En los pliegues de esa búsqueda -que se respira a ratos narrativamente poderosa y otros algo desmadejada- anida una singular buddy-movie: la que Coster-Waldau constituye con una mujer que fue seguidora de la secta y que ahora persigue su redención. Por encima de estereotipos, esa relación desigual, casi imposible, entre un ultraconservador metodista y una joven que detesta los cultos religiosos o paganos palpita en su veracidad, en la que tiene una buena parte del mérito la actriz Maika Monroe, quédense con el nombre.

Y hay otra influencia bien visible en God is a Bullet: la del universo de la última etapa Clint Eastwood. Queda Cassavetes lejos de alcanzar ese territorio excelso y le faltan a Nikolaj Coster-Waldau, años y peso actoral para abarcar todo lo que querría representar. Pero, aún quedándose a medias en sus ambiciones, la película es una tecla bien curiosa en las sinfonías del cine de revenge. Camina por ese filo de lo reaccionario pero -y esto es bien propio de Eastwood- reparte culpabilidades entre esta banda de estética heavy y líder nada carismático y la biempensante sociedad norteamericana del rifle y la biblia.
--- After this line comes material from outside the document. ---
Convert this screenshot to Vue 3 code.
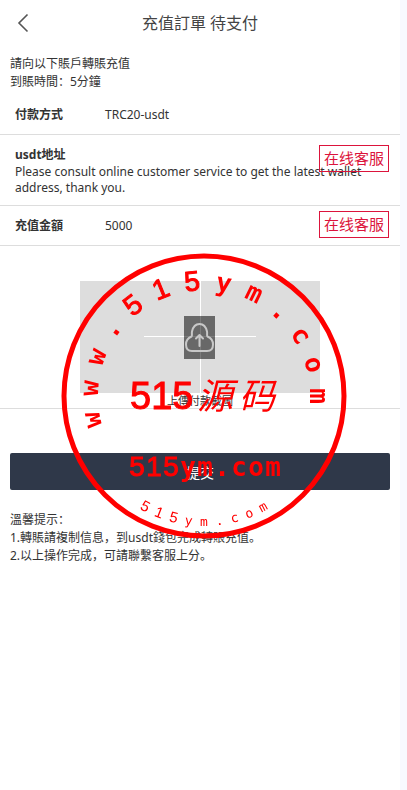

 La coproducción hispano-argentina Moscas es el segundo largo del vasco Aritz Moreno, a quien temía mucho porque su opera prima, Ventajas de viajar en tren, fue celebrada por algunos como una genialoide comedia subversiva y divina de la muerte. Y a mí todavía me entran retortijones si pienso en su nivel de necedad vacua y pagada de si misma.

Ernesto Alterio «se come» la película

En Moscas, Moreno rueda en Buenos Aires la adaptación de una novela del argentino Kiko Ferrari en la que se cuenta como cada triunfador tiene su cadáver en el armario. Más concretamente, en Moscas el fiambre se le aparece a este hombre de negocios de nulos escrúpulos en el maletero de su coche. A este constructor de cinismo inusitado y amoralidad monumental le pone facciones, miradas y deje porteño Ernesto Alterio.

La suya es una transformación formidable. Cada uno de sus rictus, de sus golfadas, de su manera de entender la vida como cambalache hediondo, es una lección de composición de personaje chorro y universal que se disfruta por sí sola. Es tan enorme el despliegue de Alterio -hijo de un grande que aquí accede a un escalón en el cual puede mirarlo de tú a tú- que no solo amenaza sino que termina por comerse a la película. Pero no es este un problema de sobreactuación ni de ego de actor.

Sucede que el guion de Moscas posee una escritura plagada de quiebras, de incongruencias, de excesos. Y su estructura en capítulos, a modo de flash-backs que parecen pálidas parodias de aquella opera magna de los libretos cinematográficos llamada Pulp Fiction, es caprichosa, de una arbitrariedad equivalente a la que preside los volantazos sin rumbo de esta historia, mal escrita y peor dirigida.

Aún en esa deriva, esta trama macabra que va engrosando alegremente su lista de muertos en el día de furia de Alterio, posee algunos enloquecidos gags negrísimos que funcionan por si solos y motivan la carcajada o la hilaridad sardónica. Pero no evitan que Moscas vaya bajando su buen vuelo inicial hasta desplomarse. Quien se queda arriba, muy arriba, y ahí sigue en la memoria es ese Ernesto Alterio de villanía colosal. Y no se le intuye colgado de la brocha, sino celebrando el quilombo de one man show en plenitud que despliega e inmortaliza.